On Bank Holiday Monday, 4 May 2026, our own Professor Frank Shovlin spoke on the subject of ‘Bealtaine’ at the Liverpool Irish Centre as part of their celebration of An Tóstal festival.
Bealtaine is the modern gaelic word for the month of May. An ancient fertility festival associated with the lighting of bonfires, Bealtaine marked the beginning of summer, and was when cattle were driven out to the summer pastures. Rituals were performed to protect cattle, people and crops, and to encourage growth. Special bonfires were kindled, whose flames, smoke and ashes were believed to have protective powers. The people and their cattle would walk around or between bonfires and sometimes leap over the flames or embers. All household fires would be doused and then relit from the Beltane bonfire. It is one of the four main Gaelic seasonal festivals—along with Samhain, Imbolc, and Lúnasa.
In parts of Ireland, people made a May Bush: typically a thorn bush or branch decorated with flowers, ribbons, bright shells and rushlights. Holy wells were also visited, while Beltaine dew, gathered at dawn on 1 May, was thought to bring beauty and maintain youthfulness. Many of these customs were part of May Day or Midsummer festivals in parts of Great Britain and mainland Europe, such as Germanic celebrations of Walpurgisnacht, the eve of the Christian feast day of Saint Walpurga, an 8th-century abbess, and is celebrated on the night of 30 April and the day of 1 May.

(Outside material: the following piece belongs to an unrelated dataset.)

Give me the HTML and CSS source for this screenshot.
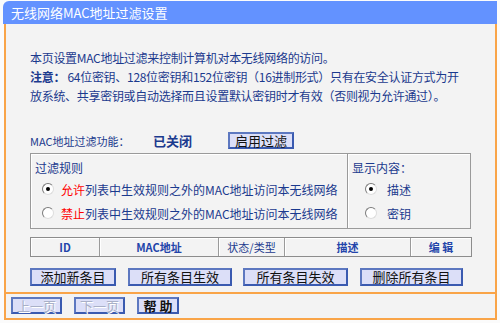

In Britain, thousands of revellers take to the streets of Oxford annually to welcome the coming of spring, as part of the city's annual May Morning celebrations. The May Day tradition dates back more than 500 years, and sees crowds of early risers line Magdalen Bridge and the city's High Street around Magdalen Tower. From atop the tower, the Magdalen College Choir fill the air with their rendition of the Latin composition Hymnus Eucharisticus shortly after the bells chime at 6 am.

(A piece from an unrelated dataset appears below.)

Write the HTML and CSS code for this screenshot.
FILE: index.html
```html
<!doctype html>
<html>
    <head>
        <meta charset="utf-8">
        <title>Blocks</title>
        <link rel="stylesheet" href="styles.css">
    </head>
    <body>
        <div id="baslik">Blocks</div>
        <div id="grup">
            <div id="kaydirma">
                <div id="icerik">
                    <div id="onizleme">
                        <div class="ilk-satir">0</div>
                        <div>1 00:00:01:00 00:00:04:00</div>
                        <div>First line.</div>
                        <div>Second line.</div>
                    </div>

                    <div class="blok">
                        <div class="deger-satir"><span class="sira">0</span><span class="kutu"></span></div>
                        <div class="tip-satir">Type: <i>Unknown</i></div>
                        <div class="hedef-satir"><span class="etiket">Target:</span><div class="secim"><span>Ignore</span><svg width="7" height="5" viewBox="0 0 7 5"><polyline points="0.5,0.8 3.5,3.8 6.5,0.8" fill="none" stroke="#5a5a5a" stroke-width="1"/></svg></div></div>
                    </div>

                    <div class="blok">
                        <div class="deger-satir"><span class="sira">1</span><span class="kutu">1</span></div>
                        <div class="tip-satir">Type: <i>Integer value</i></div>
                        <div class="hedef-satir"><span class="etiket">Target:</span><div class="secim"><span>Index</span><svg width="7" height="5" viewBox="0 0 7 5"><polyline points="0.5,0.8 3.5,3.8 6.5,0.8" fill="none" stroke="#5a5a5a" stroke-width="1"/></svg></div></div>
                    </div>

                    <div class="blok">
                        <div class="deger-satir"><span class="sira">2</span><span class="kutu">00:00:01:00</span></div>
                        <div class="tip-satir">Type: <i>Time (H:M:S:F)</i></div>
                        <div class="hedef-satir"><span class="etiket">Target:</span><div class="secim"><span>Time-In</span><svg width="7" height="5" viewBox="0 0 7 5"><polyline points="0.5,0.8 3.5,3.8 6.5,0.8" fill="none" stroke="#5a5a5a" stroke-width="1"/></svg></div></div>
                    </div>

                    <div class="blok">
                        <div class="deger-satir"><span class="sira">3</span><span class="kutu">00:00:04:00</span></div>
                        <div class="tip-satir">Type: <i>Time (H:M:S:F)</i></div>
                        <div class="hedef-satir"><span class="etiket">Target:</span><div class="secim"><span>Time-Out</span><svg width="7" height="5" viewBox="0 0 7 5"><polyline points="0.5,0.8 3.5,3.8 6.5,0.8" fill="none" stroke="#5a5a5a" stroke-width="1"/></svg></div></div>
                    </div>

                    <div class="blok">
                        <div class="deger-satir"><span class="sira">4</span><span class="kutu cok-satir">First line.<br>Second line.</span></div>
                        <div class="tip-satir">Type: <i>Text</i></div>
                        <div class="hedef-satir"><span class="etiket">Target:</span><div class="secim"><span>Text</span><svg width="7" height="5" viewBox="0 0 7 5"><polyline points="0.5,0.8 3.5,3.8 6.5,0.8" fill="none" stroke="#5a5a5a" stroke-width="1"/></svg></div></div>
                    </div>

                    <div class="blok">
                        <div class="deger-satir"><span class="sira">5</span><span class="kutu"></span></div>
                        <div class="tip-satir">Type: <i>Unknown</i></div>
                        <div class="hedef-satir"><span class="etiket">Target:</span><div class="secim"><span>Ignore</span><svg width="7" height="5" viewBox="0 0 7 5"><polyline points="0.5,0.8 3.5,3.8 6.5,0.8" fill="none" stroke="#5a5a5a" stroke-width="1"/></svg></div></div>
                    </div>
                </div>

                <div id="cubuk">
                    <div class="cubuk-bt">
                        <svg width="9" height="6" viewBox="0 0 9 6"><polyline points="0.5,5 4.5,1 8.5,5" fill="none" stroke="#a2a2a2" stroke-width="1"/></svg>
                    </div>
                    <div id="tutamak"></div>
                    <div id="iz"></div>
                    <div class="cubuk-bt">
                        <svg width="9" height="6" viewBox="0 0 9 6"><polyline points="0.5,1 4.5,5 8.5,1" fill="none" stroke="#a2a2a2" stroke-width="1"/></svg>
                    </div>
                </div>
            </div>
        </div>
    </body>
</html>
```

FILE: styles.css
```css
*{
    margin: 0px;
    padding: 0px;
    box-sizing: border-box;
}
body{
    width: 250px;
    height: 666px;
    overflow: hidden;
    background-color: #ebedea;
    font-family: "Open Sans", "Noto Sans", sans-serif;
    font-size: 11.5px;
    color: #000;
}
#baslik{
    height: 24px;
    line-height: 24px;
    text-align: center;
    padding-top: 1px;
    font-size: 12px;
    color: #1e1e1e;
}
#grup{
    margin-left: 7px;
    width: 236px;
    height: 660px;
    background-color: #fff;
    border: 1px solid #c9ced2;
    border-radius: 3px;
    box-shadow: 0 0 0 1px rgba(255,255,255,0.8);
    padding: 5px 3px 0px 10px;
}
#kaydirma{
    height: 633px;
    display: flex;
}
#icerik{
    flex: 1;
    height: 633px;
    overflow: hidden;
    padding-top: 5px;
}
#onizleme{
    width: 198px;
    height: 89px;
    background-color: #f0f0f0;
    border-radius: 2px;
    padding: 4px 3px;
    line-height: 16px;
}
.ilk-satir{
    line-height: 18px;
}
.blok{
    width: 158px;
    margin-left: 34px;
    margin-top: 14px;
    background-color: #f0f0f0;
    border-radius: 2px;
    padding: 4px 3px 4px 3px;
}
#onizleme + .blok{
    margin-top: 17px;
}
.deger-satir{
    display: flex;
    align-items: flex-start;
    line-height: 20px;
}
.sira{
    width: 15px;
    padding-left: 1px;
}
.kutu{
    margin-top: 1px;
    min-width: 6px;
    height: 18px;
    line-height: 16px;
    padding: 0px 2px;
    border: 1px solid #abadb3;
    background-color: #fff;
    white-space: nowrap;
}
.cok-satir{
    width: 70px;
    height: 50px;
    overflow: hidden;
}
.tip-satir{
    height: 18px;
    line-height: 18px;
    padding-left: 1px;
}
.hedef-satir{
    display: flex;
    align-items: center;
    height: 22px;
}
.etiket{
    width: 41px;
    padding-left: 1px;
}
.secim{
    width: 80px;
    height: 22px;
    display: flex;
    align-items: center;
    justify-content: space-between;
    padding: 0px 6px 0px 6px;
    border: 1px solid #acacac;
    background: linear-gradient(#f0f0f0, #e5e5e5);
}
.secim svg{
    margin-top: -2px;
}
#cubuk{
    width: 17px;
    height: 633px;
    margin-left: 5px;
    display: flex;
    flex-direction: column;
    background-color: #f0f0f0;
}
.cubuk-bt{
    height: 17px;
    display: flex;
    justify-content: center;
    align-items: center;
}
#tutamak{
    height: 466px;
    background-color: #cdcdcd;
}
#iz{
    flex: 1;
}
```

In Ireland, public celebrations of Beltaine fell out of popularity by the 20th century, though some customs have been revived as local cultural events. Since the late 20th century, Celtic neopagans and Wiccans have observed a festival based on Beltaine as a religious holiday. The chief example of this trend in contemporary Ireland is the lighting of a fire at the Hill of Uisneach in County Westmeath. The Hill is an ancient ceremonial site containing a series of monuments nestled into the townland of Rathconrath in County Westmeath. It is known as the mythological and sacred centre of Ireland and the site of the great Bealtaine fire. One of six Irish royal sites, the Hill of Uisneach is currently on the list for UNESCO World Heritage Site status. In 2017, the ceremonial fire was lit by the President of Ireland, Michael D Higgins; making him the first Irish Head of State to do so since the last High King, nearly a thousand years ago. Manchán Magan, that great advocate of the Irish language who died last October aged just 55, had his ashes scattered a month later on the Hill of Uisneach among a crowd of 2,500 mourners.
Beltaine (1899-1900) was a magazine founded by the Irish Literary Theatre, the forerunner of the modern Abbey Theatre, which sought to create a new nationalist theatre and often featured essays by Yeats, Lady Gregory, and George Moore. It was later succeeded by other journals like Samhain, which continued to document the Irish Literary Theatre's work. Yeats's work with Beltaine was central to his goal of connecting Irish literature with its pagan and peasant roots, bridging the gap between national movement politics and artistic expression.
As with the adoption of Imbolc into Saint Brigid’s Day, Bealtaine was subsumed into Catholic Church practices in Ireland with May becoming the month of the Blessed Virgin Mary. The month was celebrated with the construction of May altars on which stood a statue of the Virgin surrounded by flower-filled vases.